THE THIRTY YEARS WAR

History taught us about the folly of wars that lasted decades; The Hundred Years War is an example heard at least passing mention of in some long ago school room. In these reports we have included cases arising from disputes caused by the failure of church founders or long time senior pastors to have succession plans.  The resulting battle for control of church assets is always unseemly and inconsistent with the departed leader’s vision.  Worse, these types of disputes often involve surviving family members that believe they inherited an entitlement to assets but no corresponding duty to develop the skill sets needed to lead.  The problem is worse at the denominational level.

In Trustees of the General Assembly, etc. v Patterson, Memorandum [Opinion] (ED Pa., 2021), the federal district court recited the “almost thirty-year dispute in state court that resulted from the lack of succession planning.  The church consisted of 50 satellite churches in the United States, 6,000 members of which 3,000 member were resident in Philadelphia.  The church founder was the “bishop” and held a lifetime appointment.  The first successor likewise held a lifetime appointment.  The “bishop” had unilateral authority over membership rolls.  The first successor had seven sons and a daughter, some of whom became clergy or trustees.  The battle over succession “created a schism in the church.”  Two factions formed around competing family members.  The majority faction “disfellowshipped” the minority faction.  Each faction claimed they had elected the next “bishop.”  Lawsuits followed that were decided in various courts and forums, including mandatory arbitration.  The arbitration award was set aside by a state court and then later by that state court held to be a final adjudication.  Based on that ruling, the minority faction sought to evict the majority faction from the main church building and the leader of the minority was faction was declared to be the “receiver” of all church assets.  However, the leader of the majority faction was left in office as “bishop,” and would also ostensibly have control.  Thus, the federal court held it was not possible to determine who had control of the church assets based on the arbitration award and enjoined the eviction.  It took the federal court 84 pages and 61 footnotes to navigate the litigation history and reach a conclusion.  The federal court left the factions where they were at the end of the arbitration.

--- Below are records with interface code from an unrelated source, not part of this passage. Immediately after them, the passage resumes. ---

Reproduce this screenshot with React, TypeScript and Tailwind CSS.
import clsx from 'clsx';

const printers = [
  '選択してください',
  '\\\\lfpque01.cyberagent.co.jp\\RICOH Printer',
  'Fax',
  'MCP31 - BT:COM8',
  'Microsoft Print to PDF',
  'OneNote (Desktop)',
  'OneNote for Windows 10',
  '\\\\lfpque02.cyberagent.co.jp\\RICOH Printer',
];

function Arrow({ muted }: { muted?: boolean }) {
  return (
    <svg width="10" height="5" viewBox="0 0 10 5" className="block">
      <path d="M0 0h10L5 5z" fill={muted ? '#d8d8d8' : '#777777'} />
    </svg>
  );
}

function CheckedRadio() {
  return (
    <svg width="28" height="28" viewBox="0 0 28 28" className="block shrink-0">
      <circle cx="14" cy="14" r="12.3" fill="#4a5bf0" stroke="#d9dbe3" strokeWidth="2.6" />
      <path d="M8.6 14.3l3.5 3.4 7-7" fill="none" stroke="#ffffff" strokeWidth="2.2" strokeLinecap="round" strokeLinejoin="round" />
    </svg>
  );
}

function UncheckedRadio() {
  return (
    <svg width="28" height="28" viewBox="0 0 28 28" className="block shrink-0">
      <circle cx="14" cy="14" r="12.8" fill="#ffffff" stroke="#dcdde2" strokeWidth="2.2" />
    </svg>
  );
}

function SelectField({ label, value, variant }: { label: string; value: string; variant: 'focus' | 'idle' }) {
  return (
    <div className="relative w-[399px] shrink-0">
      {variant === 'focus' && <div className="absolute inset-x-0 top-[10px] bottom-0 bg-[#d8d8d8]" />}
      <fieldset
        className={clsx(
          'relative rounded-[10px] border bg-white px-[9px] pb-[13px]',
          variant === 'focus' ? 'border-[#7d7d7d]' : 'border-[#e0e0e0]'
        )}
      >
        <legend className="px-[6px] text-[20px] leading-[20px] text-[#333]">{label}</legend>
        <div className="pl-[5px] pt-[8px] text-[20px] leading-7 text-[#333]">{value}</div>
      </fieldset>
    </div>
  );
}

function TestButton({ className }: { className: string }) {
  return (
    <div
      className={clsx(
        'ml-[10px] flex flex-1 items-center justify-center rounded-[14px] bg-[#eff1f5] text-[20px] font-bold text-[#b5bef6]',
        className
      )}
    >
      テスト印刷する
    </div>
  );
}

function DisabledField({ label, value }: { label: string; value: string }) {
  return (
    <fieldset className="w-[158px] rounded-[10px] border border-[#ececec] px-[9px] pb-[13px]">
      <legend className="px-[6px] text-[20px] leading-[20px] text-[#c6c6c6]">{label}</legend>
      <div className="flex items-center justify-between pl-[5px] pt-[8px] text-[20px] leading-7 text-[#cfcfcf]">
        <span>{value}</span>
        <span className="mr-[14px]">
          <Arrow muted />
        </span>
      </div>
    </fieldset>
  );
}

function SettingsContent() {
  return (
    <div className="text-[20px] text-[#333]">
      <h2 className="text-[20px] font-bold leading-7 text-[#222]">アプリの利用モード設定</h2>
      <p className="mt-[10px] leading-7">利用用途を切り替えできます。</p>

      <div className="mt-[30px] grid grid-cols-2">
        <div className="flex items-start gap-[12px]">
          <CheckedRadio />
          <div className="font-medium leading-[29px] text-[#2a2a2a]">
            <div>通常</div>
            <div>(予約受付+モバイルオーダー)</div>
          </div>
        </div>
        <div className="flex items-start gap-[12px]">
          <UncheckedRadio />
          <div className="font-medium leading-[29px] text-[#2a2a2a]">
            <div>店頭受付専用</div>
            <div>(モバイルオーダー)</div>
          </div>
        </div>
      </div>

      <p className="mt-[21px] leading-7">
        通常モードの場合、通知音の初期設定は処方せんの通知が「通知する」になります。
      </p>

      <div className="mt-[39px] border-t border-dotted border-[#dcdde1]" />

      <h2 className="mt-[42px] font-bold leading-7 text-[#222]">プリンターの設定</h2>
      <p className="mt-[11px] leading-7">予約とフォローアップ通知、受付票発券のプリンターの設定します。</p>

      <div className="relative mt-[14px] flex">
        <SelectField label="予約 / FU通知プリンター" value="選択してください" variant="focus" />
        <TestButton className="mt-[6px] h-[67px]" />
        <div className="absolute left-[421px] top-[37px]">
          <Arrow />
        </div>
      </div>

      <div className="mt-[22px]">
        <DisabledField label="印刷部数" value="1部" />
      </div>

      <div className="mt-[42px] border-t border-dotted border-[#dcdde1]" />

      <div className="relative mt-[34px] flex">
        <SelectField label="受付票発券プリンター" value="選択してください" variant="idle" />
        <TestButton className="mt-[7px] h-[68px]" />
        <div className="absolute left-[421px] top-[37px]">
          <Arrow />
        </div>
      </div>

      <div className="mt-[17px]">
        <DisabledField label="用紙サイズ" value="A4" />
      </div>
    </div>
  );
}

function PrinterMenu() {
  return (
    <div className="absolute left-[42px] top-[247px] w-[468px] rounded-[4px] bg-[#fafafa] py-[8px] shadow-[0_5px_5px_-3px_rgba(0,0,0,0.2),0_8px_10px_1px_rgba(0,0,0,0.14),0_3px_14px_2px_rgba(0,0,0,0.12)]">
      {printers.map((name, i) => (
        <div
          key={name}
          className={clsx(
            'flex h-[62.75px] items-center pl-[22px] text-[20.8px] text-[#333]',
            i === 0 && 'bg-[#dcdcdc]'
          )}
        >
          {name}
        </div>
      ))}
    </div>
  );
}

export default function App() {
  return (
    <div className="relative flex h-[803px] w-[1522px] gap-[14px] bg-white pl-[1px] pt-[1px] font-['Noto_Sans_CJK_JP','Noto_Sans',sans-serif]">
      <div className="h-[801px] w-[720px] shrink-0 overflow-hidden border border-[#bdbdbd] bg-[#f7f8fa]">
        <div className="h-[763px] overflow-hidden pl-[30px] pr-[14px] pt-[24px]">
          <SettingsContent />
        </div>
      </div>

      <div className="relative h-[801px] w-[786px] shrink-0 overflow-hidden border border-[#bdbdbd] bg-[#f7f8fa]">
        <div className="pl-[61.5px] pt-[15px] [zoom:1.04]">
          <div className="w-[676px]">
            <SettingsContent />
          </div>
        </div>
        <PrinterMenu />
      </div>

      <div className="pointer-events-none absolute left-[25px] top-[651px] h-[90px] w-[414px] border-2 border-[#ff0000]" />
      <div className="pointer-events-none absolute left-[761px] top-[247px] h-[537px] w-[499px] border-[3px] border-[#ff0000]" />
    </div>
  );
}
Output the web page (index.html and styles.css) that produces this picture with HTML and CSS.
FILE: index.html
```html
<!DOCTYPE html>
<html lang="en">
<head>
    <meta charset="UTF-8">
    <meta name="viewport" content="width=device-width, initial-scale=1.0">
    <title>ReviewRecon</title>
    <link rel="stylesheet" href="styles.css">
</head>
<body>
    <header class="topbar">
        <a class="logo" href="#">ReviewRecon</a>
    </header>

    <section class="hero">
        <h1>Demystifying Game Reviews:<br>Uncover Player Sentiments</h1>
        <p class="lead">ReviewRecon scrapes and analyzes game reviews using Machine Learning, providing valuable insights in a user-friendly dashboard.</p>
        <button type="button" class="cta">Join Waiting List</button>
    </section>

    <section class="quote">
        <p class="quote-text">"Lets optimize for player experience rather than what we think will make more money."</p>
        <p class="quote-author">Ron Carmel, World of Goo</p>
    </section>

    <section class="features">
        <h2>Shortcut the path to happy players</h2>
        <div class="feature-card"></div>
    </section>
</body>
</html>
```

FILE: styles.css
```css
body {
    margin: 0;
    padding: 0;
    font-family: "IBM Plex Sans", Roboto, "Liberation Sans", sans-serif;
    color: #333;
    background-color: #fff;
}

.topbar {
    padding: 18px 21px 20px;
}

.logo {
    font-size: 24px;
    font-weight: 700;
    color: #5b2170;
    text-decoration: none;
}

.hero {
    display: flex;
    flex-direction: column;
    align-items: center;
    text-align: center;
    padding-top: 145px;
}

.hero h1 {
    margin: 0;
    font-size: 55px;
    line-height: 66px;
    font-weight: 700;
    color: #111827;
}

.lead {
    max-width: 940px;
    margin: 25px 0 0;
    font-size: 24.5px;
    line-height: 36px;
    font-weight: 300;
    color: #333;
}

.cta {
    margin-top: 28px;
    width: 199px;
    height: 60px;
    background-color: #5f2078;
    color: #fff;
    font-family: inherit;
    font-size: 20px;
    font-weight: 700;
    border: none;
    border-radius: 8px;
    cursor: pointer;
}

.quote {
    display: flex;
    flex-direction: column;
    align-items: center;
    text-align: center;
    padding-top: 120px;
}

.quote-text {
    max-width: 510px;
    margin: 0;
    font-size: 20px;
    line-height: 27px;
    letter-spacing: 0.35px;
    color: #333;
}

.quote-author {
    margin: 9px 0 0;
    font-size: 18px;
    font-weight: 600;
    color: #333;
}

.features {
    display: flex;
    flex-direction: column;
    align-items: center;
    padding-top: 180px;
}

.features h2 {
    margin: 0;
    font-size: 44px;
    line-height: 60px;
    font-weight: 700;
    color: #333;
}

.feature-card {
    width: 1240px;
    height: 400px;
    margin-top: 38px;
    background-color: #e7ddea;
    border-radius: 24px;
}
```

The amazing thing to gain from this report and this court’s opinion was that the membership tolerated this and financed it through a generation and a half of members.  Another amazing thing is that an arbitrator would enter a decision guaranteed to perpetuate the schism by dividing the authority between the factions.  The last amazing thing is that the state judiciary did not make definitive rulings based on the governing documents in the first instance or based on the arbitration award in the second.  The receivership should have been quickly administered and wound up with no delay accepted.  There were either financial irregularities or there were not.